Court Upholds 2015 Ozone NAAQS
Chris Bryant
Global Waste Lead, Global EHS at 3M Corporate Environment, Health, Safety and Product Stewardship. Board Chairman, CHWMEG, Inc.
The U.S. Court of Appeals for the D.C. Circuit on August 23, 2019, issued a ruling upholding EPA’s primary National Ambient Air Quality Standard (NAAQS) for ozone.
EPA in 2015 lowered the primary and secondary NAAQS for ozone from 75 to 70 parts per billion (ppb). 80 Fed. Reg. 65292; October 26, 2015. In Murray Energy Corp. v. EPA, Case No. 15-1385, some states and industry sought to repeal the 2015 ozone NAAQS on the grounds that they were arbitrary and capricious because EPA failed to provide a reasoned explanation for lowering the standard to 70 ppb. Environmental groups challenged the rule as being too lenient, further arguing that it would occasionally permit ozone levels to exceed 70 ppb; they also challenged a grandfathering provision of the rule.
The court denied both industry’s and environmental groups’ challenges to the primary ozone standard. The 70 ppb limit thus remains in place.

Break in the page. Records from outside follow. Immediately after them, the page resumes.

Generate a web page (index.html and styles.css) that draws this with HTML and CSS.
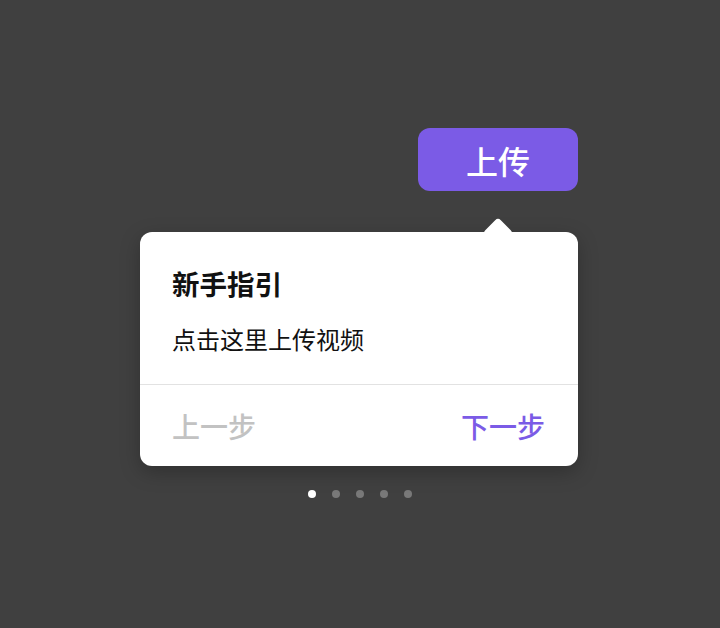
FILE: index.html
```html
<!DOCTYPE html>
<html lang="zh">
<head>
    <meta charset="UTF-8">
    <meta name="viewport" content="width=device-width, initial-scale=1.0">
    <title>新手指引</title>
    <link rel="stylesheet" href="styles.css">
</head>
<body>

    <div class="guide">
        <!-- 上传按钮 -->
        <button class="upload-btn">上传</button>

        <!-- 引导卡片 -->
        <div class="guide-card">
            <div class="guide-body">
                <h2 class="guide-title">新手指引</h2>
                <p class="guide-text">点击这里上传视频</p>
            </div>
            <div class="guide-footer">
                <span class="step-btn prev">上一步</span>
                <span class="step-btn next">下一步</span>
            </div>
        </div>

        <!-- 步骤指示点 -->
        <div class="dots">
            <span class="dot active"></span>
            <span class="dot"></span>
            <span class="dot"></span>
            <span class="dot"></span>
            <span class="dot"></span>
        </div>
    </div>

</body>
</html>
```

FILE: styles.css
```css
body {
    margin: 0;
    padding: 0;
    background-color: #404040;
    font-family: "Noto Sans CJK SC", "Noto Sans", sans-serif;
    height: 628px;
    overflow: hidden;
}

.guide {
    width: 438px;
    margin-left: 140px;
    padding-top: 128px;
    display: flex;
    flex-direction: column;
}

.upload-btn {
    align-self: flex-end;
    width: 160px;
    height: 63px;
    border: none;
    border-radius: 12px;
    background-color: #7b5be6;
    color: #fff;
    font-family: inherit;
    font-size: 32px;
    font-weight: 500;
    padding: 0;
    cursor: pointer;
}

.guide-card {
    position: relative;
    margin-top: 41px;
    background-color: #fff;
    border-radius: 12px;
    box-shadow: 0 6px 20px rgba(0, 0, 0, 0.25);
}

/* 小三角 */
.guide-card::before {
    content: "";
    position: absolute;
    top: -10px;
    right: 69px;
    width: 22px;
    height: 22px;
    background-color: #fff;
    border-radius: 4px;
    transform: rotate(45deg);
}

.guide-body {
    position: relative;
    padding: 33px 32px 29px;
    border-bottom: 1.5px solid #e2e2e2;
}

.guide-title {
    margin: 0;
    font-size: 27.5px;
    font-weight: 700;
    line-height: 36px;
    color: #111;
}

.guide-text {
    margin: 22px 0 0;
    font-size: 24px;
    line-height: 32px;
    color: #111;
}

.guide-footer {
    display: flex;
    justify-content: space-between;
    align-items: center;
    height: 81px;
    padding: 0 33px 0 32px;
}

.step-btn {
    font-size: 28px;
    font-weight: 500;
    cursor: pointer;
}

.step-btn.prev {
    color: #c2c2c2;
}

.step-btn.next {
    color: #7b5be6;
}

.dots {
    display: flex;
    justify-content: center;
    gap: 16px;
    margin-top: 24px;
    padding-left: 2px;
}

.dot {
    width: 8px;
    height: 8px;
    border-radius: 50%;
    background-color: #797979;
}

.dot.active {
    background-color: #fff;
}
```
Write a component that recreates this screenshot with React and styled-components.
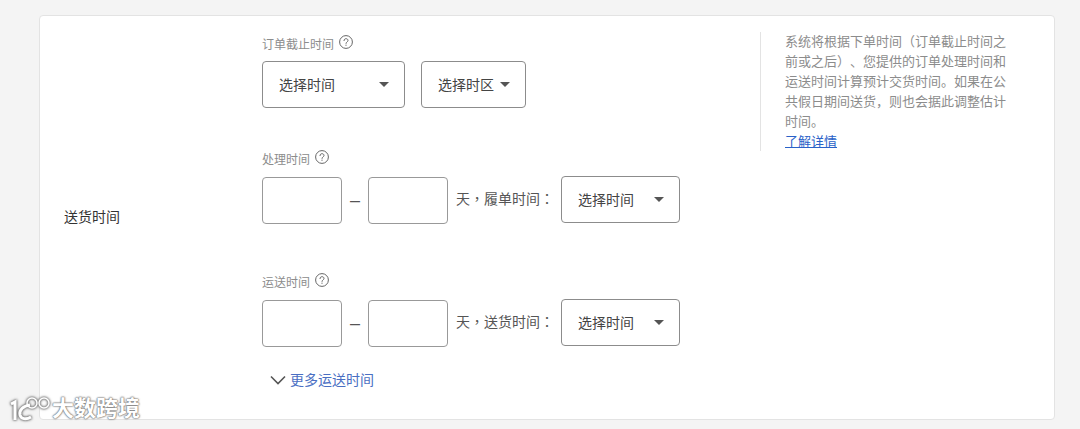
import React from "react";
import styled, { createGlobalStyle } from "styled-components";

const GlobalStyle = createGlobalStyle`
    html, body {
        margin: 0;
        padding: 0;
        background: #f4f4f4;
    }
    body {
        font-family: "Liberation Sans", "Noto Sans CJK SC", sans-serif;
        color: #333;
        text-spacing-trim: space-all;
    }
`;

const Page = styled.div`
    position: relative;
    height: 429px;
    overflow: hidden;
    padding: 15px 25px 0 39px;
    box-sizing: border-box;
`;

const Card = styled.div`
    display: flex;
    box-sizing: border-box;
    height: 405px;
    padding: 17px 0 0 24px;
    background: #fff;
    border: 1px solid #e3e3e3;
    border-radius: 4px;
`;

const RowLabel = styled.div`
    width: 198px;
    flex: none;
    align-self: center;
    margin-top: -19px;
    font-size: 14px;
    line-height: 20px;
    color: #333;
`;

const FormColumn = styled.div`
    width: 498px;
    flex: none;
`;

const Field = styled.div`
    margin-bottom: ${(p) => p.$gap}px;
`;

const FieldLabel = styled.div`
    display: flex;
    align-items: center;
    gap: 5px;
    height: 20px;
    margin-bottom: 8px;
    font-size: 12px;
    color: #8c8c8c;
`;

const Controls = styled.div`
    display: flex;
    align-items: flex-start;
    gap: ${(p) => p.$gap || 0}px;
`;

const Select = styled.div`
    display: flex;
    align-items: center;
    justify-content: space-between;
    box-sizing: border-box;
    width: ${(p) => p.$width}px;
    height: 47px;
    padding: 0 15px 0 16px;
    background: #fff;
    border: 1px solid #8c8c8c;
    border-radius: 4px;
    font-size: 14px;
    color: #444;
`;

const SelectText = styled.span`
    margin-bottom: 2px;
`;

const Caret = styled.span`
    width: 0;
    height: 0;
    border-left: 5.5px solid transparent;
    border-right: 5.5px solid transparent;
    border-top: 5px solid #555;
`;

const NumberInput = styled.input`
    box-sizing: border-box;
    width: 80px;
    height: 47px;
    margin-top: 1px;
    background: #fff;
    border: 1px solid #999;
    border-radius: 4px;
    outline: none;
`;

const Dash = styled.span`
    width: 26px;
    margin-top: 1px;
    text-align: center;
    font-size: 18px;
    line-height: 47px;
    color: #555;
`;

const Suffix = styled.span`
    width: 113px;
    padding-left: 8px;
    box-sizing: border-box;
    font-size: 14px;
    line-height: 47px;
    color: #555;
    white-space: pre;
`;

const Punct = styled.span`
    display: inline-block;
    font-family: "Noto Sans CJK TC", sans-serif;
    line-height: 1;
`;

const MoreLink = styled.a`
    display: flex;
    align-items: center;
    gap: 4px;
    margin: 23px 0 0 8px;
    font-size: 14px;
    line-height: 20px;
    color: #4a6fc3;
    text-decoration: none;
`;

const Note = styled.div`
    align-self: flex-start;
    box-sizing: border-box;
    width: 248px;
    height: 119px;
    margin-top: -1px;
    padding: 0 0 0 24px;
    border-left: 1px solid #e3e3e3;
    font-size: 13px;
    line-height: 20px;
    color: #8c8c8c;
`;

const NoteLink = styled.a`
    display: block;
    color: #2a62c8;
    text-decoration: underline;
`;

const Watermark = styled.div`
    position: absolute;
    left: 9px;
    bottom: 6px;
    display: flex;
    align-items: center;
    gap: 1px;
    font-size: 22px;
    line-height: 26px;
    font-weight: 700;
    color: #fff;
    text-shadow: 0 0 2px #777, 0 0 2px #777, 0 0 1px #777;
`;

const HelpIcon = styled.svg`
    margin-top: -2px;
`;

const LogoIcon = styled.svg`
    filter: drop-shadow(0 0 1px #777) drop-shadow(0 0 1px #777);
`;

const Help = () => (
    <HelpIcon width="14" height="14" viewBox="0 0 14 14" fill="none" stroke="#666" strokeWidth="1">
        <circle cx="7" cy="7" r="6.400" />
        <path d="M5 5.6c0-1.2.9-1.9 2-1.9s2 .7 2 1.7c0 1.500-2 1.500-2 3" strokeLinecap="round" />
        <circle cx="7" cy="10.200" r=".6" fill="#666" stroke="none" />
    </HelpIcon>
);

const Chevron = () => (
    <svg width="16" height="10" viewBox="0 0 16 10" fill="none" stroke="#555" strokeWidth="1.600">
        <path d="M1 1.500l7 7 7-7" />
    </svg>
);

const WatermarkLogo = () => (
    <LogoIcon width="42" height="28" viewBox="0 0 42 28" fill="none" stroke="#fff" strokeWidth="3">
        <path d="M2 9l4-2v18" />
        <path d="M21 10c-7 1-11 5-10 10 1 4 6 5 11 2" />
        <circle cx="23" cy="8" r="5" strokeWidth="1.500" />
        <circle cx="35" cy="8" r="5" strokeWidth="1.500" />
    </LogoIcon>
);

const App = () => {
    return (
        <Page>
            <GlobalStyle />
            <Card>
                <RowLabel>送货时间</RowLabel>
                <FormColumn>
                    <Field $gap={40}>
                        <FieldLabel>订单截止时间 <Help /></FieldLabel>
                        <Controls $gap={16}>
                            <Select $width={143}><SelectText>选择时间</SelectText><Caret /></Select>
                            <Select $width={105}><SelectText>选择时区</SelectText><Caret /></Select>
                        </Controls>
                    </Field>
                    <Field $gap={47}>
                        <FieldLabel>处理时间 <Help /></FieldLabel>
                        <Controls>
                            <NumberInput />
                            <Dash>–</Dash>
                            <NumberInput />
                            <Suffix>天<Punct>，</Punct>履单时间<Punct>：</Punct></Suffix>
                            <Select $width={119}><SelectText>选择时间</SelectText><Caret /></Select>
                        </Controls>
                    </Field>
                    <Field $gap={0}>
                        <FieldLabel>运送时间 <Help /></FieldLabel>
                        <Controls>
                            <NumberInput />
                            <Dash>–</Dash>
                            <NumberInput />
                            <Suffix>天<Punct>，</Punct>送货时间<Punct>：</Punct></Suffix>
                            <Select $width={119}><SelectText>选择时间</SelectText><Caret /></Select>
                        </Controls>
                    </Field>
                    <MoreLink href="#"><Chevron />更多运送时间</MoreLink>
                </FormColumn>
                <Note>
                    系统将根据下单时间（订单截止时间之前或之后）、您提供的订单处理时间和运送时间计算预计交货时间。如果在公共假日期间送货，则也会据此调整估计时间。
                    <NoteLink href="#">了解详情</NoteLink>
                </Note>
            </Card>
            <Watermark><WatermarkLogo />大数跨境</Watermark>
        </Page>
    );
};

export default App;
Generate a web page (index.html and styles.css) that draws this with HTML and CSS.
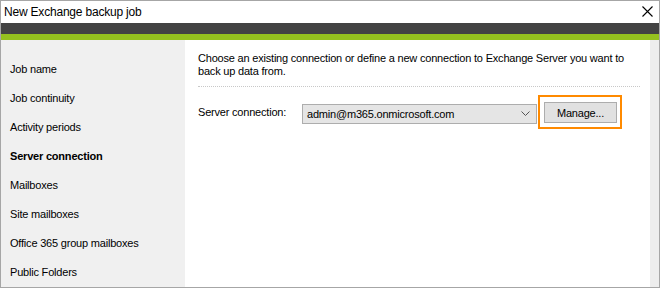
FILE: index.html
```html
<!DOCTYPE html>
<html>
<head>
    <title>New Exchange backup job</title>
    <link rel="stylesheet" href="styles.css">
</head>
<body>
    <div class="window">
        <div class="titlebar">
            <span class="title">New Exchange backup job</span>
            <svg class="close" width="11" height="11" viewBox="0 0 11 11">
                <path d="M0.5 0.5 L10.5 10.5 M10.5 0.5 L0.5 10.5" stroke="#000" stroke-width="1.1" fill="none"/>
            </svg>
        </div>
        <div class="header-dark"></div>
        <div class="header-green"></div>
        <div class="main">
            <ul class="steps">
                <li>Job name</li>
                <li>Job continuity</li>
                <li>Activity periods</li>
                <li class="current">Server connection</li>
                <li>Mailboxes</li>
                <li>Site mailboxes</li>
                <li>Office 365 group mailboxes</li>
                <li>Public Folders</li>
            </ul>
            <div class="content">
                <p class="intro">Choose an existing connection or define a new connection to Exchange Server you want to back up data from.</p>
                <div class="row">
                    <label class="row-label">Server connection:</label>
                    <div class="combo">
                        <span>admin@m365.onmicrosoft.com</span>
                        <svg width="9" height="5" viewBox="0 0 9 5">
                            <path d="M0.5 0.5 L4.5 4.5 L8.5 0.5" stroke="#555" fill="none"/>
                        </svg>
                    </div>
                    <div class="highlight">
                        <button class="btn">Manage...</button>
                    </div>
                </div>
            </div>
            <div class="scroll"></div>
        </div>
    </div>
</body>
</html>
```

FILE: styles.css
```css
body {
    margin: 0;
    padding: 0;
    background: #fff;
    font-family: "Liberation Sans", Arial, sans-serif;
    font-size: 11px;
    letter-spacing: -0.2px;
    color: #000;
}

.window {
    width: 660px;
    height: 288px;
    box-sizing: border-box;
    border: 1px solid #a6a6a6;
    display: flex;
    flex-direction: column;
    overflow: hidden;
}

.titlebar {
    height: 23px;
    display: flex;
    align-items: center;
    justify-content: space-between;
    padding: 0 6px 0 3px;
    background: #fff;
}

.title {
    font-size: 12px;
    letter-spacing: -0.2px;
}

.close {
    margin-top: -1px;
}

.header-dark {
    height: 12px;
    background: #434343;
}

.header-green {
    height: 6px;
    background: #95c11f;
}

.main {
    flex: 1;
    display: flex;
}

.steps {
    list-style: none;
    margin: 0;
    padding: 15px 0 0 9px;
    width: 175px;
    background: #f0f0f0;
}

.steps li {
    height: 29px;
    line-height: 29px;
    white-space: nowrap;
}

.steps li.current {
    font-weight: bold;
}

.content {
    flex: 1;
    padding: 12px 10px 0 13px;
}

.intro {
    margin: 0;
    line-height: 13px;
    padding-right: 8px;
    padding-bottom: 8px;
    border-bottom: 1px dotted #c8c8c8;
}

.row {
    display: flex;
    align-items: center;
    margin-top: 8px;
}

.row-label {
    width: 104px;
}

.combo {
    width: 224px;
    height: 18px;
    border: 1px solid #adadad;
    background: #e5e5e5;
    display: flex;
    align-items: center;
    justify-content: space-between;
    padding: 0 6px 0 3px;
    margin-top: 3px;
}

.combo span {
    margin-left: 1px;
}

.highlight {
    margin-left: 1px;
    border: 2px solid #ff8a00;
    padding: 5px 3px 4px 4px;
}

.btn {
    width: 73px;
    height: 21px;
    border: 1px solid #adadad;
    background: #e1e1e1;
    font-family: "Liberation Sans", Arial, sans-serif;
    font-size: 11px;
    letter-spacing: -0.2px;
    color: #000;
    padding: 0;
}

.scroll {
    width: 9px;
    background: #ededed;
}
```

The court did, however, side with environmentalists’ challenges to the secondary ozone standard. The court ruled that EPA failed to justify its decision to use a three-year average benchmark without lowering the secondary ozone standard to account for single-year spikes in ozone exposures, and that it arbitrarily declined to set a level to protect against adverse welfare effects associated with visible leaf injury. The court thus remanded the secondary ozone standard to EPA for reconsideration.
Environmental groups also prevailed on their challenge of a grandfathering provision in the 2015 rule. In the rule, EPA allowed sources that had completed applications for preconstruction permits before the 2015 rule was adopted to demonstrate compliance with the previous NAAQS rather than the new, more stringent primary and secondary standards. The court found that EPA impermissibly did so and vacated the grandfathering provisions of the rule.